Combating Oxidation and Intermetallics
To avoid damage from micro cracks and delaminating during the processing of electronic components, it is necessary to provide appropriate storage. The introduction of lead-free soldering and the higher processing temperatures involved can triple the saturated vapor pressure within components (up to 30 bars). The same component that could safely be processed before lead free becomes a moisture sensitive device with limited floor life. The difference is often 2 sensitivity levels higher classification (MSL) and shorter allowable exposure time.
Manufacturers deliver these sensitive components in effective protective packaging to avoid absorption of humidity during transport and storage. After opening the package the time begins during which the components absorb humidity. Depending upon ambient humidity and temperature, the components can be safely used only within a limited time period. This time period is classified by the IPC/JEDEC J-STD-033.
When a component has exceeded the allowed exposure time the component can be dried through a baking process, after which the component should be processed immediately. A repeated absorption of humidity must be avoided because the baking process should not be repeated.
Even one exposure to baking induces oxidation and inter-metallic growth, which reduces the wetting ability of the connection surfaces. Inter-metallic thickness has shown to increase by approximately 50% when baking at 125C for 4 days. Thicker inter-metallic layers can lead to a reduction in solder joint integrity and in extreme cases reduce solder ability.
SOIC 14 Chip, 60/40 Sn/Pb alloy, type R flux, 4 hours @ 100 C
SOIC 14 Chip, 60/40 Sn/Pb alloy, type R flux, as received
Lead Free Soldering Alloys
Because of the considerably higher content of tin in lead-free soldering alloys, the need to consider oxidation protection during storage has increased in importance. This is caused by higher oxidation tendencies of these alloys and the generally more difficult wet ability and flow properties of lead-free soldering alloys.
The Oxidation Process
The oxygen causing the oxidation originates from two different sources. The first is the oxygen molecule O², found world-wide in our atmosphere. However, because of its atomic bond it only occurs at temperatures higher than 40°C. The second and in fact more aggressive bearer of oxygen is the water molecule H²O. The oxygen atom is only weakly connected, and considerable oxidation can be observed at low temperatures. This means that not the content of oxygen, far more the content of humidity is decisive for the oxidation percentage in stored components. Technically it is possible to solve both problems at the same time. However it is important to avoid heating above 40°C thereby eliminating the air-oxygen as reaction partner, and to provide a strong dehumidification of the air at the same time. To achieve this, dry storage systems have been designed that can produce internal atmospheres of below 1% RH. With this extremely low content of humidity it is possible to protect the components against the additional absorption of moisture and also to remove the moisture already absorbed. Even at typical room temperatures of 25C. As the diagram shows, even storage in very clean nitrogen does not provide actual dehumidification of components as levels under 0.1 Wt % are not possible.

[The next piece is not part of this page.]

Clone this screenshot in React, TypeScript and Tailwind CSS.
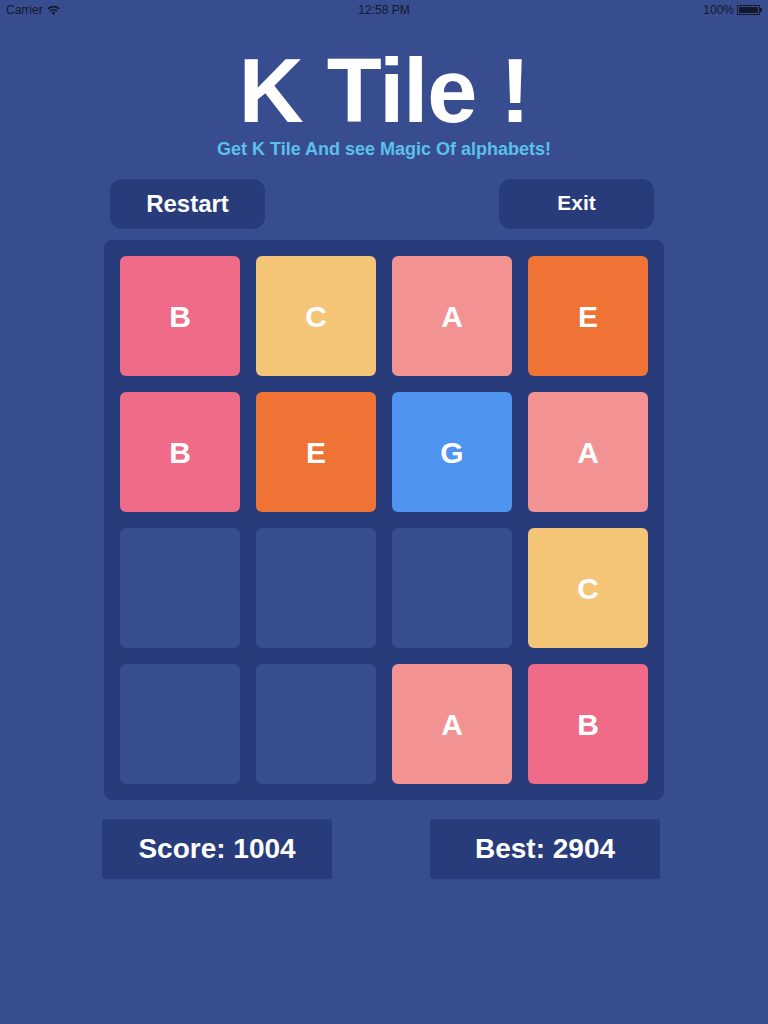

Ultra low humidity desiccant technology is now available that can sustain a low rest-humidity of <1% RH (0.05 grams H20/m3) effectively a “moisture vacuum.” The latest technology also provides recovery times (after door openings) of less than five minutes. This provides practical working access throughout the day without raising the average RH above the IPC/JEDEC J-STD-033 specified safe storage level.
Restoring floor Life
This enables not just safe storage, but an effective drying of components, even at room temperature. This is impossible to achieve with nitrogen alone. (Disagree? Put an apple in one of each type of cabinet and see what they look like after a day).
Components stored in ultra low RH cabinets utilizing such technology are thus dehumidified, even at ambient temperature. Increasing the temperature to 40C (the point as noted previously, at which most alloys will not oxidize) while maintaining 1% RH can further accelerate the drying time of components without oxidation or inter-metallic growth, and at 10% of the operating cost of high temperature baking.
By virtue of the oxidation protection explained previously, longer periods of storage without the use of moisture barrier bags are also practical. Safeguarding the quality and reliability of electronic assemblies starts with the controlled storage of components and PCBs.